Nickelodeon’s Bought Ninja Turtles

Teenage Mutants find a new home

Nickelodeon's Bought Ninja Turtles

by Helen O’Hara |
Published on

There was talk of us seeing a new live-action Teenage Mutant Ninja Turtles movie in 2010, but it's looking more like 2012 with the news that Mirage, the company that has owned the rights to the Heroes in a Half-Shell since 1984, has sold them for $60 million to Viacom's Nickelodeon.

That's right; the world's most fearsome fighting team has moved home, and Nickelodeon is now planning not just a new film for 2012, but also a CG-animated TV series to run alongside it. Whether that means that the film will be animated too, like 2007's TMNT, remains to be seen. On the one hand, the CG in TMNT meant that the Turtles could actually move properly and high-kick without their costumes getting in the way; on the down side, no one seems to have as much fondness for it as we do for the shonkier old films.

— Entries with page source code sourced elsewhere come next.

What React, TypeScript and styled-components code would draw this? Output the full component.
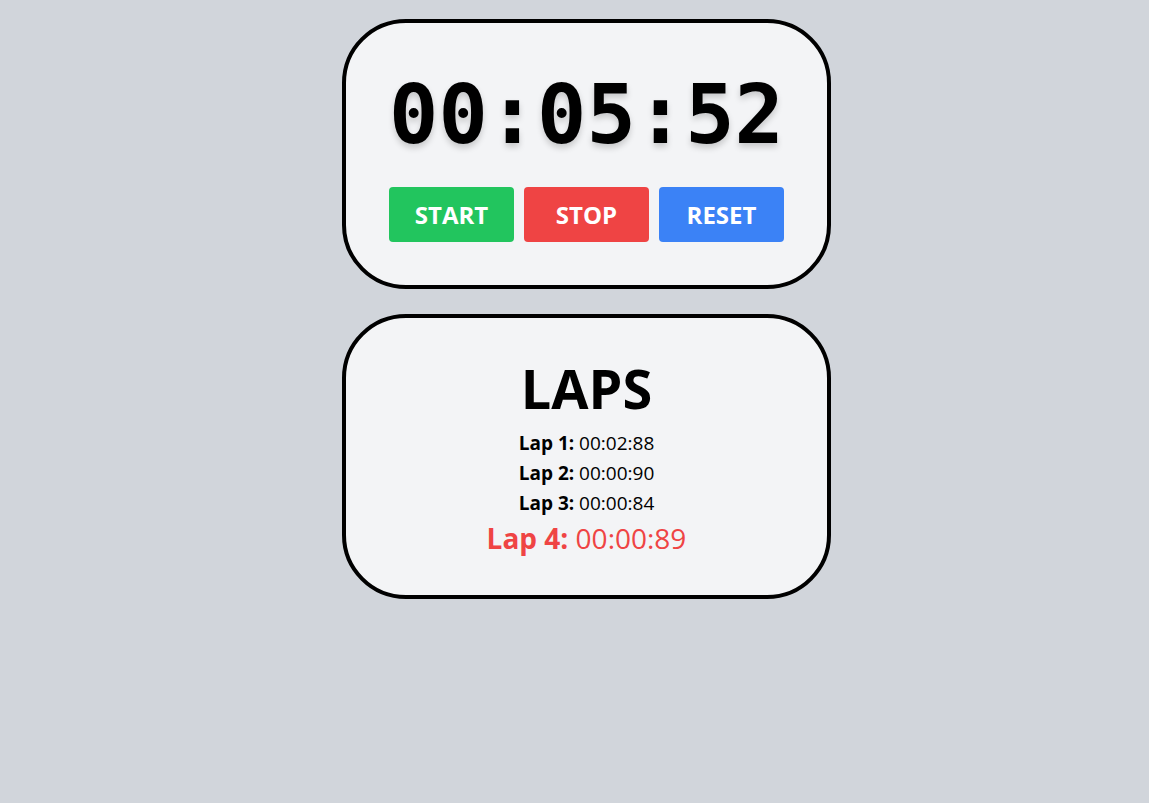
import React from "react";
import styled, { createGlobalStyle } from "styled-components";

const Global = createGlobalStyle`
  html, body { margin: 0; padding: 0; }
  body {
    background: #d1d5db;
    font-family: "Open Sans", "Noto Sans", sans-serif;
    color: #000;
  }
`;

const Page = styled.main`
  display: flex;
  flex-direction: column;
  align-items: center;
  gap: 25px;
  padding: 19px 0 0 24px;
  min-height: 100vh;
  box-sizing: border-box;
`;

const Card = styled.section<{ $pad: string }>`
  width: 489px;
  box-sizing: border-box;
  border: 4px solid #000;
  border-radius: 64px;
  background: #f3f4f6;
  padding: ${(p) => p.$pad};
  display: flex;
  flex-direction: column;
  align-items: center;
`;

const Clock = styled.div`
  font-family: "DejaVu Sans Mono", "Liberation Mono", monospace;
  font-weight: 700;
  font-size: 82px;
  line-height: 96px;
  font-variant-numeric: slashed-zero;
  text-shadow: 0 4px 6px rgba(0, 0, 0, 0.18);
`;

const Buttons = styled.div`
  display: flex;
  gap: 10px;
  margin-top: 24px;
`;

const Button = styled.button<{ $bg: string }>`
  width: 125px;
  height: 55px;
  border: none;
  border-radius: 4px;
  background: ${(p) => p.$bg};
  color: #fff;
  font-family: "Open Sans", "Noto Sans", sans-serif;
  font-weight: 700;
  font-size: 24px;
  cursor: pointer;
  padding: 0;
`;

const Title = styled.h2`
  margin: 2px 0 12px;
  font-size: 54px;
  line-height: 56px;
  font-weight: 700;
`;

const LapList = styled.ul`
  list-style: none;
  margin: 0;
  padding: 0;
  display: flex;
  flex-direction: column;
  align-items: center;
`;

const Lap = styled.li<{ $latest?: boolean }>`
  font-size: ${(p) => (p.$latest ? "28px" : "19px")};
  line-height: ${(p) => (p.$latest ? "40px" : "30px")};
  color: ${(p) => (p.$latest ? "#ef4444" : "#000")};
  b { font-weight: 700; }
`;

const laps = ["00:02:88", "00:00:90", "00:00:84", "00:00:89"];

export default function App() {
  return (
    <>
      <Global />
      <Page>
        <Card $pad="44px 0 43px">
          <Clock>00:05:52</Clock>
          <Buttons>
            <Button $bg="#22c55e">START</Button>
            <Button $bg="#ef4444">STOP</Button>
            <Button $bg="#3b82f6">RESET</Button>
          </Buttons>
        </Card>
        <Card $pad="40px 0 37px">
          <Title>LAPS</Title>
          <LapList>
            {laps.map((t, i) => (
              <Lap key={i} $latest={i === laps.length - 1}>
                <b>Lap {i + 1}:</b> {t}
              </Lap>
            ))}
          </LapList>
        </Card>
      </Page>
    </>
  );
}
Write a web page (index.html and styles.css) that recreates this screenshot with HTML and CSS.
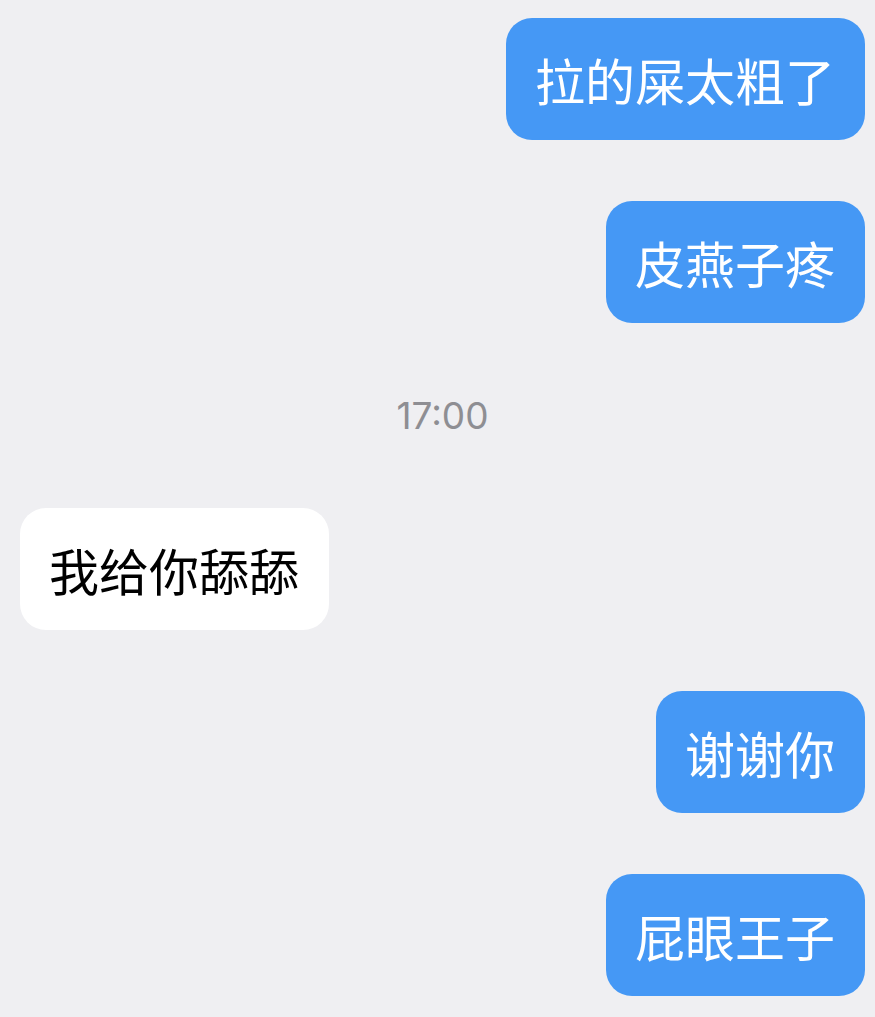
FILE: index.html
```html
<!DOCTYPE html>
<html lang="zh-CN">
<head>
  <meta charset="UTF-8">
  <meta name="viewport" content="width=device-width, initial-scale=1.0">
  <title>聊天</title>
  <link rel="stylesheet" href="styles.css">
</head>
<body>

<div class="chat">
  <div class="msg msg-out"><span class="bubble">拉的屎太粗了</span></div>
  <div class="msg msg-out"><span class="bubble">皮燕子疼</span></div>
  <div class="time">17:00</div>
  <div class="msg msg-in"><span class="bubble">我给你舔舔</span></div>
  <div class="msg msg-out"><span class="bubble">谢谢你</span></div>
  <div class="msg msg-out"><span class="bubble">屁眼王子</span></div>
</div>

</body>
</html>
```

FILE: styles.css
```css
:root {
  --bg-color: #efeff2;
  --out-color: #4598f5;
  --in-color: #ffffff;
  --time-color: #8e8e93;
}

html, body {
  margin: 0;
  padding: 0;
  background-color: var(--bg-color);
}

body {
  font-family: "Noto Sans CJK SC", "Noto Sans", sans-serif;
}

.chat {
  display: flex;
  flex-direction: column;
  gap: 61px;
  padding: 18px 10px 20px 20px;
}

.msg {
  display: flex;
}

.msg-out {
  justify-content: flex-end;
}

.msg-in {
  justify-content: flex-start;
}

.bubble {
  display: block;
  padding: 30px 30px 30px 29px;
  font-size: 50px;
  line-height: 62px;
  border-radius: 26px;
  white-space: nowrap;
}

.msg-out .bubble {
  background-color: var(--out-color);
  color: #fff;
}

.msg-in .bubble {
  background-color: var(--in-color);
  color: #000;
}

.time {
  height: 63px;
  line-height: 63px;
  text-align: center;
  font-family: "Inter", "Noto Sans", sans-serif;
  font-size: 37px;
  color: var(--time-color);
}
```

For those three of you who don't know them well, the Turtles were created by Peter Laird and Kevin Eastman in 1984, and were four baby turtles mutated by toxic waste into human-sized, intelligent (well, maybe not Michelangelo) creatures. Their mutated rat mentor Splinter named them after Renaissance artists (Leonardo, Donatello, Michelangelo and Raphael) and taught them martial arts, which they use against bad guy Shredder and his henchmen.

So what do you think readers? CG or live-action? And are you more interested in seeing the Turtles back on the big screen or back on TV?